- Provided material:

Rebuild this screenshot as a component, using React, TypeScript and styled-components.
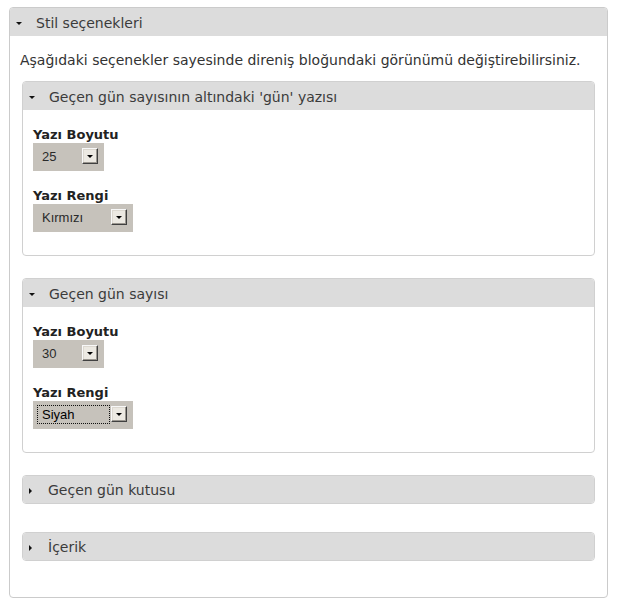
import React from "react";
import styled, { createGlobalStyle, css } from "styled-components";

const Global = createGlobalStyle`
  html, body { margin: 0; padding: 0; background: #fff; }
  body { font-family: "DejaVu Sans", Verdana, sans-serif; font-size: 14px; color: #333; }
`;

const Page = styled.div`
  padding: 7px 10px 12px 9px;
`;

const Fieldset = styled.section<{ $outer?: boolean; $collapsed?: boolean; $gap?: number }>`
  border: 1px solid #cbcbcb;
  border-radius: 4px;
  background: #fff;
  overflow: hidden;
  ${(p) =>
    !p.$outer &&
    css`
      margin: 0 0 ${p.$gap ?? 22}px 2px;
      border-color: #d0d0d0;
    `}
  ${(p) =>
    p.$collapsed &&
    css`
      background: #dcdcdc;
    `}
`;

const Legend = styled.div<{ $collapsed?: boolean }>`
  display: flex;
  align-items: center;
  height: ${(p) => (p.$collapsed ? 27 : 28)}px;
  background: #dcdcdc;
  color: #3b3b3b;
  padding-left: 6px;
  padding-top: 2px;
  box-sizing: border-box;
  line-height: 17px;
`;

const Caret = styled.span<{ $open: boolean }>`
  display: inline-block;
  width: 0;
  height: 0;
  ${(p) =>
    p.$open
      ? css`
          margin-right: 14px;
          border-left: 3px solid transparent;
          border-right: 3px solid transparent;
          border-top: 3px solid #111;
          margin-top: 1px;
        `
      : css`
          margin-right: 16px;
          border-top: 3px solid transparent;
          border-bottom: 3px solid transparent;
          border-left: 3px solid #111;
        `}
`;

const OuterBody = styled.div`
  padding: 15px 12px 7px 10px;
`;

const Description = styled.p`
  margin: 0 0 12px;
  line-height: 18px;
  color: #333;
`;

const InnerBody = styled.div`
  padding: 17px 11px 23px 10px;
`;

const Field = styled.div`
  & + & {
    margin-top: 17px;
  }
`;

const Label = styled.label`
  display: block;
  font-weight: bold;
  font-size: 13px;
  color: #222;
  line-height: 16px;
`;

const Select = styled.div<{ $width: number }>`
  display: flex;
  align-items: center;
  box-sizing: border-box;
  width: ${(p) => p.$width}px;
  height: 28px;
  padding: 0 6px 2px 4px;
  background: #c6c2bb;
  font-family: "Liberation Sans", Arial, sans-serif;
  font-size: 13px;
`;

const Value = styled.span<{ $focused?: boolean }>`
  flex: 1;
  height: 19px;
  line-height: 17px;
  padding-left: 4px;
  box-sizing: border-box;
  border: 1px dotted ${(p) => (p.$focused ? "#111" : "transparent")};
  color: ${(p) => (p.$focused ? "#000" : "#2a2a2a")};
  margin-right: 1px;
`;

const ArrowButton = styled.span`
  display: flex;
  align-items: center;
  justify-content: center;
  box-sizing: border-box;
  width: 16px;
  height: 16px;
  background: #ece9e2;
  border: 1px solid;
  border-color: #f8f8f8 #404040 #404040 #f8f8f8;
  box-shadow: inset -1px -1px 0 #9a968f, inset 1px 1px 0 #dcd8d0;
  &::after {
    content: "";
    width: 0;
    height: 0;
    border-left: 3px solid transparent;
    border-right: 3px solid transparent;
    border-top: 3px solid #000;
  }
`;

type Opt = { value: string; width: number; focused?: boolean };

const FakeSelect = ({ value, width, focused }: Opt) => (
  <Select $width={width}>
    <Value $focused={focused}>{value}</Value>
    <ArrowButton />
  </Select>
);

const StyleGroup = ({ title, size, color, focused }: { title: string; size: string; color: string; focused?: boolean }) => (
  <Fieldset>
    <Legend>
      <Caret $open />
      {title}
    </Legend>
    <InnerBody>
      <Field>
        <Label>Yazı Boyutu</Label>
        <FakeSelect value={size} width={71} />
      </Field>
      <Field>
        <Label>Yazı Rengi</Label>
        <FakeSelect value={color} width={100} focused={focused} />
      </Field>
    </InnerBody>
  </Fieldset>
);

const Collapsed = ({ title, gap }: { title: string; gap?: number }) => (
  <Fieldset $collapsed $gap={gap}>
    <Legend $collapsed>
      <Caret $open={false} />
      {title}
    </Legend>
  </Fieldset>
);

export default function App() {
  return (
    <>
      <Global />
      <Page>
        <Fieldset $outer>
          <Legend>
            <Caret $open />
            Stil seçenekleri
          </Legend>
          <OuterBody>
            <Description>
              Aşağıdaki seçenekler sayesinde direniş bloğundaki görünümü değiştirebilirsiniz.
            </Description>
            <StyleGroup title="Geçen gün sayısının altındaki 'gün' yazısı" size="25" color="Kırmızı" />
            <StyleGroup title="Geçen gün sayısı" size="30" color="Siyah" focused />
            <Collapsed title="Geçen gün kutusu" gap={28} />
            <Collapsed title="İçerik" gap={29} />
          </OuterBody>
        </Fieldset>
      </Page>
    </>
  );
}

- What to work on: All of the lines above should be retyped precisely, apart from the pictures.

- Task result:
Rebuild this screenshot as a component, using React, TypeScript and styled-components.
import React from "react";
import styled, { createGlobalStyle, css } from "styled-components";

const Global = createGlobalStyle`
  html, body { margin: 0; padding: 0; background: #fff; }
  body { font-family: "DejaVu Sans", Verdana, sans-serif; font-size: 14px; color: #333; }
`;

const Page = styled.div`
  padding: 7px 10px 12px 9px;
`;

const Fieldset = styled.section<{ $outer?: boolean; $collapsed?: boolean; $gap?: number }>`
  border: 1px solid #cbcbcb;
  border-radius: 4px;
  background: #fff;
  overflow: hidden;
  ${(p) =>
    !p.$outer &&
    css`
      margin: 0 0 ${p.$gap ?? 22}px 2px;
      border-color: #d0d0d0;
    `}
  ${(p) =>
    p.$collapsed &&
    css`
      background: #dcdcdc;
    `}
`;

const Legend = styled.div<{ $collapsed?: boolean }>`
  display: flex;
  align-items: center;
  height: ${(p) => (p.$collapsed ? 27 : 28)}px;
  background: #dcdcdc;
  color: #3b3b3b;
  padding-left: 6px;
  padding-top: 2px;
  box-sizing: border-box;
  line-height: 17px;
`;

const Caret = styled.span<{ $open: boolean }>`
  display: inline-block;
  width: 0;
  height: 0;
  ${(p) =>
    p.$open
      ? css`
          margin-right: 14px;
          border-left: 3px solid transparent;
          border-right: 3px solid transparent;
          border-top: 3px solid #111;
          margin-top: 1px;
        `
      : css`
          margin-right: 16px;
          border-top: 3px solid transparent;
          border-bottom: 3px solid transparent;
          border-left: 3px solid #111;
        `}
`;

const OuterBody = styled.div`
  padding: 15px 12px 7px 10px;
`;

const Description = styled.p`
  margin: 0 0 12px;
  line-height: 18px;
  color: #333;
`;

const InnerBody = styled.div`
  padding: 17px 11px 23px 10px;
`;

const Field = styled.div`
  & + & {
    margin-top: 17px;
  }
`;

const Label = styled.label`
  display: block;
  font-weight: bold;
  font-size: 13px;
  color: #222;
  line-height: 16px;
`;

const Select = styled.div<{ $width: number }>`
  display: flex;
  align-items: center;
  box-sizing: border-box;
  width: ${(p) => p.$width}px;
  height: 28px;
  padding: 0 6px 2px 4px;
  background: #c6c2bb;
  font-family: "Liberation Sans", Arial, sans-serif;
  font-size: 13px;
`;

const Value = styled.span<{ $focused?: boolean }>`
  flex: 1;
  height: 19px;
  line-height: 17px;
  padding-left: 4px;
  box-sizing: border-box;
  border: 1px dotted ${(p) => (p.$focused ? "#111" : "transparent")};
  color: ${(p) => (p.$focused ? "#000" : "#2a2a2a")};
  margin-right: 1px;
`;

const ArrowButton = styled.span`
  display: flex;
  align-items: center;
  justify-content: center;
  box-sizing: border-box;
  width: 16px;
  height: 16px;
  background: #ece9e2;
  border: 1px solid;
  border-color: #f8f8f8 #404040 #404040 #f8f8f8;
  box-shadow: inset -1px -1px 0 #9a968f, inset 1px 1px 0 #dcd8d0;
  &::after {
    content: "";
    width: 0;
    height: 0;
    border-left: 3px solid transparent;
    border-right: 3px solid transparent;
    border-top: 3px solid #000;
  }
`;

type Opt = { value: string; width: number; focused?: boolean };

const FakeSelect = ({ value, width, focused }: Opt) => (
  <Select $width={width}>
    <Value $focused={focused}>{value}</Value>
    <ArrowButton />
  </Select>
);

const StyleGroup = ({ title, size, color, focused }: { title: string; size: string; color: string; focused?: boolean }) => (
  <Fieldset>
    <Legend>
      <Caret $open />
      {title}
    </Legend>
    <InnerBody>
      <Field>
        <Label>Yazı Boyutu</Label>
        <FakeSelect value={size} width={71} />
      </Field>
      <Field>
        <Label>Yazı Rengi</Label>
        <FakeSelect value={color} width={100} focused={focused} />
      </Field>
    </InnerBody>
  </Fieldset>
);

const Collapsed = ({ title, gap }: { title: string; gap?: number }) => (
  <Fieldset $collapsed $gap={gap}>
    <Legend $collapsed>
      <Caret $open={false} />
      {title}
    </Legend>
  </Fieldset>
);

export default function App() {
  return (
    <>
      <Global />
      <Page>
        <Fieldset $outer>
          <Legend>
            <Caret $open />
            Stil seçenekleri
          </Legend>
          <OuterBody>
            <Description>
              Aşağıdaki seçenekler sayesinde direniş bloğundaki görünümü değiştirebilirsiniz.
            </Description>
            <StyleGroup title="Geçen gün sayısının altındaki 'gün' yazısı" size="25" color="Kırmızı" />
            <StyleGroup title="Geçen gün sayısı" size="30" color="Siyah" focused />
            <Collapsed title="Geçen gün kutusu" gap={28} />
            <Collapsed title="İçerik" gap={29} />
          </OuterBody>
        </Fieldset>
      </Page>
    </>
  );
}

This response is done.